Por fin, también hay una utilización cada vez mayor de la historia por el discurso político que, ni lerdo ni perezoso, aprovecha también el rating que tiene el pasado. La más visible es la que hace el gobierno – aunque no la única – en lo que ya puede llamarse la operación historiográfica del kirchnerismo , que es de alto vuelo: incluye la construcción y reemplazo de panteones de héroes nacionales, nuevos relatos sobre el pasado (que ponen en un lugar preciso y prominente el momento actual) así como renovadas líneas genealógicas de nuestras virtudes y defectos – y todo con diversos formatos, algunos de ellos muy espectaculares y costosos.
Hasta ahí las "culpas" (o las virtudes, como se quiera ver) de la historiografía "profana". Me interesa ahora concentrarme en las propias. Porque, en efecto, ¿qué hacemos los historiadores "profesionales" frente a estos fenómenos? Básicamente, hemos oscilado entre rasgarnos las vestiduras y tratar de matar el asunto con la indiferencia o el desprecio, en nombre de que ése no es nuestro problema o nuestro métier. Ambas expresan, sin embargo, la fundamental perplejidad en que nos ha sumergido este manoseo tan generalizado de algo que considerábamos como propio (el pasado y las llaves de su interpretación). Propongo para salir del letargo el camino de la autocrítica – uno por el que a mi gusto hemos transitado poco.
Debemos primero asumir que no estamos bien dotados para enfrentar el debate que nos propone la historia mediática. Ella está allí no para otra cosa que para derribar los mitos de la historia argentina, para contarnos "la historia jamás contada" y para aclararnos quiénes han sido los buenos y los malos del pasado . En definitiva, para decir "la verdad" sin pestañear al hombre común que quiera una explicación urgente sobre el origen de alguno de nuestros problemas nacionales.
En el otro rincón estamos nosotros, los historiadores "profesionales" que, como buenos hijos de nuestros tiempos postmodernos, hemos renunciado ya hace mucho a la búsqueda de "la verdad" a secas.

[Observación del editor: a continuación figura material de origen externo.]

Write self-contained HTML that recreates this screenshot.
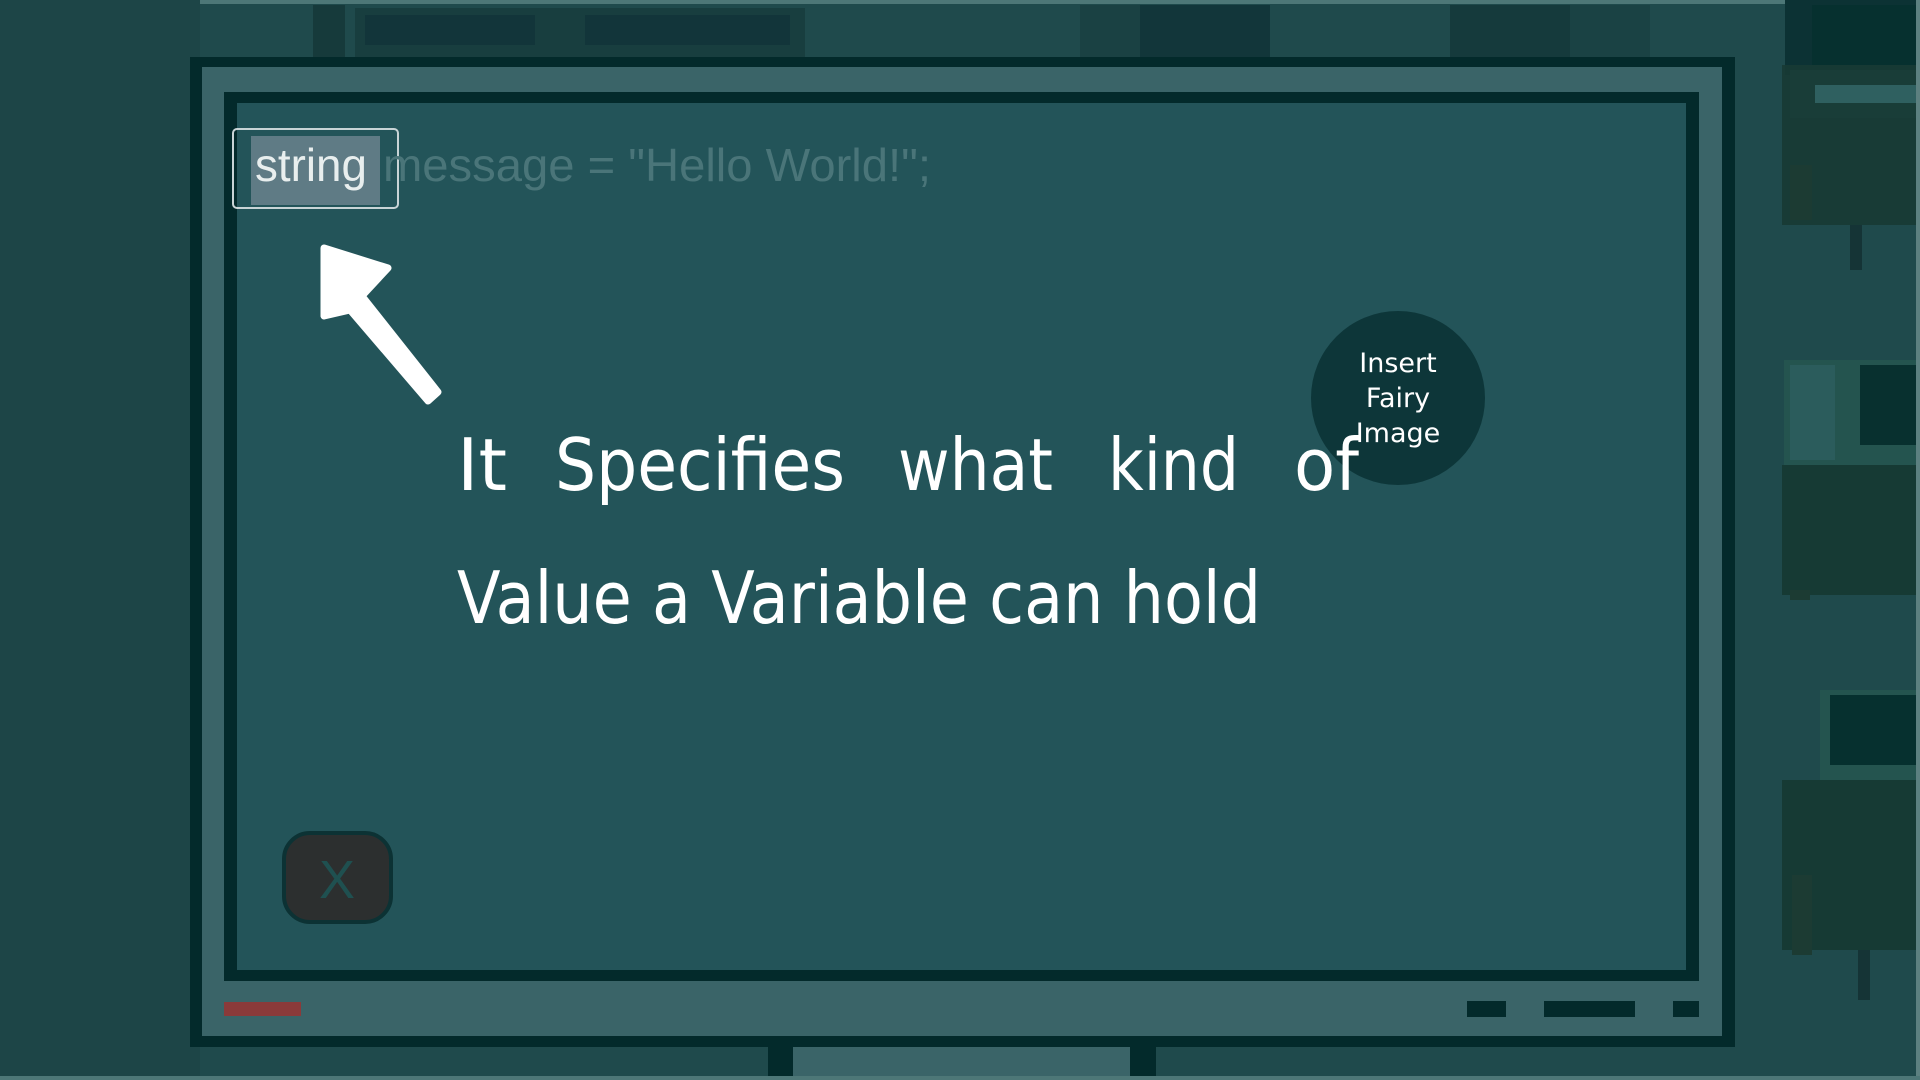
<!DOCTYPE html>
<html><head><meta charset="utf-8"><style>
html,body{margin:0;padding:0;width:1920px;height:1080px;overflow:hidden;background:#1f4a4c}
svg{display:block}
</style></head><body>
<svg width="1920" height="1080" viewBox="0 0 1920 1080" xmlns="http://www.w3.org/2000/svg" font-family="'DejaVu Sans','Liberation Sans',sans-serif">
<rect width="1920" height="1080" fill="#1f4a4c"/>
<rect x="0" y="0" width="1920" height="4" fill="#4d7777"/>
<rect x="0" y="0" width="200" height="1080" fill="#1d4547"/>
<!-- top furniture -->
<rect x="313" y="5" width="32" height="52" fill="#163a3b"/>
<rect x="355" y="8" width="450" height="49" fill="#183e3f"/>
<rect x="365" y="15" width="170" height="30" fill="#12353a"/>
<rect x="585" y="15" width="205" height="30" fill="#12353a"/>
<rect x="1080" y="5" width="60" height="52" fill="#1a4143"/>
<rect x="1140" y="5" width="130" height="52" fill="#12363a"/>
<rect x="1450" y="5" width="120" height="52" fill="#153a3c"/>
<rect x="1570" y="5" width="80" height="52" fill="#1a4244"/>
<!-- right computers -->
<rect x="1785" y="0" width="135" height="75" fill="#0c3234"/>
<rect x="1790" y="70" width="130" height="48" fill="#2a5a5a"/>
<rect x="1782" y="65" width="138" height="160" fill="#173a34" opacity="0.9"/>
<rect x="1812" y="5" width="108" height="60" fill="#06302f"/>
<rect x="1815" y="85" width="105" height="18" fill="#2f6060"/>
<rect x="1790" y="165" width="22" height="55" fill="#1c3b33"/>
<rect x="1850" y="225" width="12" height="45" fill="#153436"/>
<rect x="1784" y="360" width="136" height="110" fill="#24544f"/>
<rect x="1790" y="365" width="45" height="95" fill="#2b5c5c"/>
<rect x="1860" y="365" width="60" height="80" fill="#08302f"/>
<rect x="1782" y="465" width="138" height="130" fill="#163a34"/>
<rect x="1790" y="590" width="20" height="10" fill="#1c3b33"/>
<rect x="1820" y="690" width="100" height="90" fill="#24544f"/>
<rect x="1830" y="695" width="90" height="70" fill="#06302f"/>
<rect x="1782" y="780" width="138" height="170" fill="#163a34"/>
<rect x="1792" y="875" width="20" height="80" fill="#1c3b33"/>
<rect x="1858" y="950" width="12" height="50" fill="#153436"/>
<rect x="1916" y="0" width="4" height="1080" fill="#5c8080"/>
<!-- monitor -->
<rect x="190" y="57" width="1545" height="990" fill="#032a2b"/>
<rect x="202" y="67" width="1520" height="969" fill="#3a6468"/>
<rect x="224" y="92" width="1475" height="889" fill="#032a2b"/>
<rect x="237" y="103" width="1449" height="867" fill="#235459"/>
<rect x="224" y="1002" width="77" height="14" fill="#8a3a3a"/>
<rect x="1467" y="1001" width="39" height="16" fill="#032a2b"/>
<rect x="1544" y="1001" width="91" height="16" fill="#032a2b"/>
<rect x="1673" y="1001" width="26" height="16" fill="#032a2b"/>
<rect x="768" y="1047" width="25" height="33" fill="#032a2b"/>
<rect x="793" y="1047" width="337" height="33" fill="#3a6468"/>
<rect x="1130" y="1047" width="26" height="33" fill="#032a2b"/>
<rect x="0" y="1076" width="1920" height="4" fill="#4d7777"/>
<!-- code -->
<rect x="233" y="129" width="165" height="79" rx="4" fill="none" stroke="#c8d4d6" stroke-width="2"/>
<rect x="251" y="136" width="129" height="69" fill="#5f7b85"/>
<text x="255" y="181" font-family="'Liberation Sans',sans-serif" font-size="46" fill="#e8eeee" textLength="112" lengthAdjust="spacingAndGlyphs">string</text>
<text x="383" y="181" font-family="'Liberation Sans',sans-serif" font-size="46" fill="#4a7579" textLength="548" lengthAdjust="spacingAndGlyphs">message = "Hello World!";</text>
<!-- arrow -->
<path d="M324 248 L388 268 L362 296 L438 392 L428 401 L350 310 L324 316 Z" fill="#fff" stroke="#fff" stroke-width="7" stroke-linejoin="round"/>
<!-- circle -->
<circle cx="1398" cy="398" r="87" fill="#0d3639"/>
<g fill="#fff" font-size="27" text-anchor="middle">
<text x="1398" y="372">Insert</text>
<text x="1398" y="407">Fairy</text>
<text x="1398" y="442">Image</text>
</g>
<!-- main text -->
<g fill="#fff" font-size="72">
<text x="457" y="490" textLength="50" lengthAdjust="spacingAndGlyphs">It</text>
<text x="555" y="490" textLength="290" lengthAdjust="spacingAndGlyphs">Specifies</text>
<text x="898" y="490" textLength="155" lengthAdjust="spacingAndGlyphs">what</text>
<text x="1108" y="490" textLength="131" lengthAdjust="spacingAndGlyphs">kind</text>
<text x="1294" y="490" textLength="65" lengthAdjust="spacingAndGlyphs">of</text>
<text x="457" y="623" textLength="804" lengthAdjust="spacingAndGlyphs">Value a Variable can hold</text>
</g>
<!-- X button -->
<rect x="284" y="833" width="107" height="89" rx="26" fill="#2c2f2f" stroke="#0c3234" stroke-width="4"/>
<text x="337" y="898" font-size="54" fill="#1f5050" text-anchor="middle" font-family="'Liberation Sans',sans-serif">X</text>
</svg>
</body></html>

No es que pensemos que no existieron los hechos del pasado, pero sí que esos hechos sólo son inteligibles (o sólo tienen sentido) en la medida que hay un relato que los construye, relato que es siempre contingente y sujeto a permanentes revisiones.

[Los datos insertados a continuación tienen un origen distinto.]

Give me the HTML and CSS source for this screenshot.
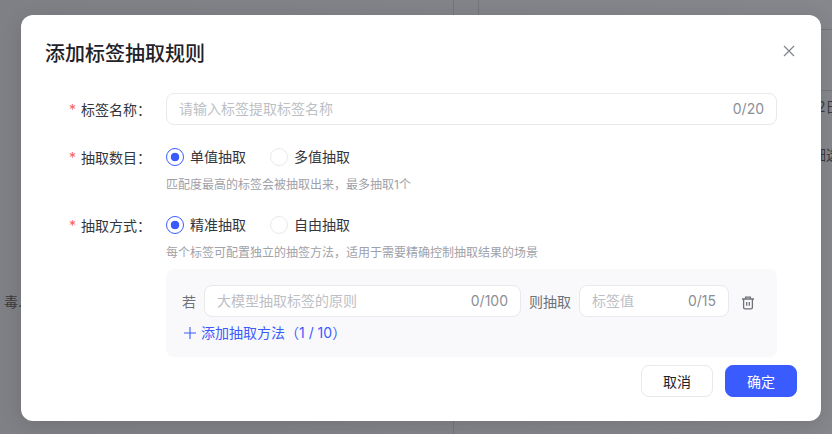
FILE: index.html
```html
<!DOCTYPE html>
<html lang="zh-CN">
<head>
    <meta charset="UTF-8">
    <title>添加标签抽取规则</title>
    <link rel="stylesheet" href="styles.css">
</head>
<body>
    <!-- page behind the mask -->
    <div class="backdrop">
        <span class="bg-line bg-line-a"></span>
        <span class="bg-line bg-line-b"></span>
        <span class="bg-line bg-line-c"></span>
        <span class="bg-line bg-line-d"></span>
        <span class="bg-line bg-line-e"></span>
        <span class="bg-text bg-text-a">毒.</span>
        <span class="bg-text bg-text-b">2日</span>
        <span class="bg-text bg-text-c">细选</span>
    </div>

    <div class="modal">
        <div class="modal-header">
            <p class="modal-title">添加标签抽取规则</p>
            <svg class="close-icon" width="14" height="14" viewBox="0 0 14 14">
                <path d="M2 2L12 12M12 2L2 12" fill="none" stroke="#82858c" stroke-width="1.2"></path>
            </svg>
        </div>

        <div class="form-row row-name">
            <label class="form-label"><i>*</i>标签名称：</label>
            <div class="form-body">
                <div class="input-box">
                    <span class="placeholder">请输入标签提取标签名称</span>
                    <span class="count">0/20</span>
                </div>
            </div>
        </div>

        <div class="form-row row-count">
            <label class="form-label"><i>*</i>抽取数目：</label>
            <div class="form-body">
                <div class="radio-group">
                    <span class="radio checked">单值抽取</span>
                    <span class="radio">多值抽取</span>
                </div>
                <p class="hint">匹配度最高的标签会被抽取出来，最多抽取1个</p>
            </div>
        </div>

        <div class="form-row row-method">
            <label class="form-label"><i>*</i>抽取方式：</label>
            <div class="form-body">
                <div class="radio-group">
                    <span class="radio checked">精准抽取</span>
                    <span class="radio">自由抽取</span>
                </div>
                <p class="hint">每个标签可配置独立的抽签方法，适用于需要精确控制抽取结果的场景</p>

                <div class="rule-panel">
                    <div class="rule-line">
                        <span class="rule-word">若</span>
                        <div class="input-box rule-input">
                            <span class="placeholder">大模型抽取标签的原则</span>
                            <span class="count">0/100</span>
                        </div>
                        <span class="rule-word">则抽取</span>
                        <div class="input-box value-input">
                            <span class="placeholder">标签值</span>
                            <span class="count">0/15</span>
                        </div>
                        <svg class="trash-icon" width="14" height="14" viewBox="0 0 14 14">
                            <path d="M1 3H13M4.6 3V1.2H9.4V3M2.6 3V11.4Q2.6 12.8 4 12.8H10Q11.4 12.8 11.4 11.4V3M5.7 6V9.8M8.3 6V9.8" fill="none" stroke="#6f7278" stroke-width="1.3"></path>
                        </svg>
                    </div>
                    <div class="add-line">
                        <svg width="12" height="12" viewBox="0 0 12 12">
                            <path d="M6 0V12M0 6H12" fill="none" stroke="#3a5cff" stroke-width="1.1"></path>
                        </svg>
                        <span>添加抽取方法（1 / 10）</span>
                    </div>
                </div>
            </div>
        </div>

        <div class="modal-footer">
            <button class="btn">取消</button>
            <button class="btn btn-primary">确定</button>
        </div>
    </div>
</body>
</html>
```

FILE: styles.css
```css
* {
    box-sizing: border-box;
}

body {
    margin: 0;
    width: 832px;
    height: 434px;
    overflow: hidden;
    background: linear-gradient(to right, #7f8085, #86878c);
    font-family: Inter, "Noto Sans CJK SC", sans-serif;
    font-size: 14px;
    color: #2b2e36;
}

.backdrop {
    position: absolute;
    top: 0;
    left: 0;
    width: 832px;
    height: 434px;
}

.bg-line {
    position: absolute;
    background: #74757a;
}

.bg-line-a {
    left: 453px;
    top: 0;
    width: 1px;
    height: 15px;
}

.bg-line-b {
    left: 478px;
    top: 0;
    width: 1px;
    height: 15px;
}

.bg-line-c {
    left: 821px;
    top: 29px;
    width: 11px;
    height: 1px;
}

.bg-line-d {
    left: 821px;
    top: 90px;
    width: 11px;
    height: 1px;
}

.bg-line-e {
    left: 453px;
    top: 421px;
    width: 1px;
    height: 13px;
}

.bg-text {
    position: absolute;
    font-size: 14px;
    line-height: 20px;
    color: #3a3b3f;
    white-space: nowrap;
}

.bg-text-a {
    left: 4px;
    top: 292px;
}

.bg-text-b {
    left: 817px;
    top: 97px;
}

.bg-text-c {
    left: 812px;
    top: 145px;
}

.modal {
    position: absolute;
    top: 15px;
    left: 21px;
    width: 800px;
    height: 406px;
    padding: 24px;
    background: #fff;
    border-radius: 12px;
    box-shadow: 0 4px 20px rgba(0, 0, 0, 0.12);
}

.modal-header {
    display: flex;
    justify-content: space-between;
    align-items: flex-start;
    height: 30px;
}

.modal-title {
    margin: 0;
    font-size: 20px;
    font-weight: 500;
    line-height: 30px;
    color: #1f2229;
}

.close-icon {
    margin-top: 5px;
    margin-right: 1px;
}

.form-row {
    display: flex;
}

.row-name {
    margin-top: 24px;
}

.row-count {
    margin-top: 20px;
}

.row-method {
    margin-top: 18px;
}

.form-label {
    display: flex;
    justify-content: flex-end;
    align-items: center;
    width: 121px;
    height: 32px;
    padding-right: 15px;
    color: #33363d;
    white-space: nowrap;
}

.row-count .form-label,
.row-method .form-label {
    height: 24px;
}

.form-label i {
    margin-right: 5px;
    font-style: normal;
    color: #f8625a;
}

.form-body {
    width: 611px;
}

.input-box {
    display: flex;
    justify-content: space-between;
    align-items: center;
    height: 32px;
    padding: 0 12px;
    background: #fff;
    border: 1px solid #e8e9ec;
    border-radius: 8px;
    line-height: 20px;
}

.placeholder {
    color: #bdbfc5;
}

.count {
    color: #8c8e95;
}

.radio-group {
    display: flex;
    gap: 24px;
    height: 24px;
}

.radio {
    display: flex;
    align-items: center;
    gap: 6px;
    line-height: 24px;
    color: #33363d;
}

.radio::before {
    content: "";
    width: 16px;
    height: 16px;
    border: 1px solid #e8e9ec;
    border-radius: 50%;
    background: #fff;
}

.radio.checked::before {
    border-color: #3a5cff;
    background: radial-gradient(circle, #3a5cff 0 4px, #fff 4.6px);
}

.hint {
    margin: 6px 0 0;
    font-size: 12px;
    line-height: 20px;
    color: #9fa1a8;
}

.rule-panel {
    height: 88px;
    margin-top: 6px;
    padding: 16px;
    background: #f9f9fb;
    border-radius: 8px;
}

.rule-line {
    display: flex;
    align-items: center;
    gap: 8px;
}

.rule-word {
    color: #6f7278;
    white-space: nowrap;
}

.rule-input {
    width: 317px;
}

.value-input {
    width: 150px;
}

.trash-icon {
    margin-left: 4px;
    margin-top: 4px;
}

.add-line {
    display: flex;
    align-items: center;
    gap: 5px;
    margin-top: 6px;
    padding-left: 2px;
    line-height: 20px;
    color: #3a5cff;
}

.modal-footer {
    display: flex;
    justify-content: flex-end;
    gap: 12px;
    margin-top: 8px;
}

.btn {
    width: 72px;
    height: 32px;
    padding: 0;
    background: #fff;
    border: 1px solid #e8e9ec;
    border-radius: 8px;
    font-family: inherit;
    font-size: 14px;
    color: #1f2229;
}

.btn-primary {
    background: #3a5cff;
    border-color: #3a5cff;
    color: #fff;
}
```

Más aún, nuestro entrenamiento profesional no ha sido el de descubridores de verdades sino más bien el de desarmadores o complejizadores de verdades consagradas.
Mal podríamos entonces ponernos a discutir "la verdad" con aquellos que la establecen y profesan en forma tan contundente, sin traicionar nuestras convicciones en forma fundamental.
En segundo lugar, creo que debemos asumir nuestro lugar en esta historia.
Me refiero a lo que hemos venido haciendo los historiadores profesionales desde 1983. Y es importante decir aquí que "profesional" no ha querido decir aséptico o carente de posicionamiento político o ideológico.
Por el contrario, la historia que escribimos en las universidades desde el retorno a la democracia – si bien más científica y ajustada a las reglas del método – también construyó a su manera sus panteones de héroes, que a su vez proyectaban una imagen de la Argentina empapada del optimismo progresista de esos años y menos entusiasta con su pasado "nacional y popular" .
Y es bueno recordar que en esos años también nosotros hablamos en las aulas más de Mitre, Sarmiento, Roca o Alem que de Belgrano o Perón.
Pues bien, no es otra sino ésa la historia que está hoy bajo ataque. Y el panteón y los relatos han vuelto a ser reemplazados, pero no por una nueva versión académica sino por otros que juzgamos faltos de seriedad y rigor y que además tienen un irrespirable tufillo mediático y plebiscitario.
Para nuestra mayor mortificación, a esa historia le ha ganado, por así decirlo, "la calle".
Quizás estos dos caminos de autorreflexión – el de saber que hemos contribuido con nuestro granito de arena a esta guerra de relatos y que nos somos aptos para la batalla por "la verdad"– sea un buen inicio para adoptar una actitud más productiva ante un dilema que puede provocarnos cualquier cosa menos indiferencia.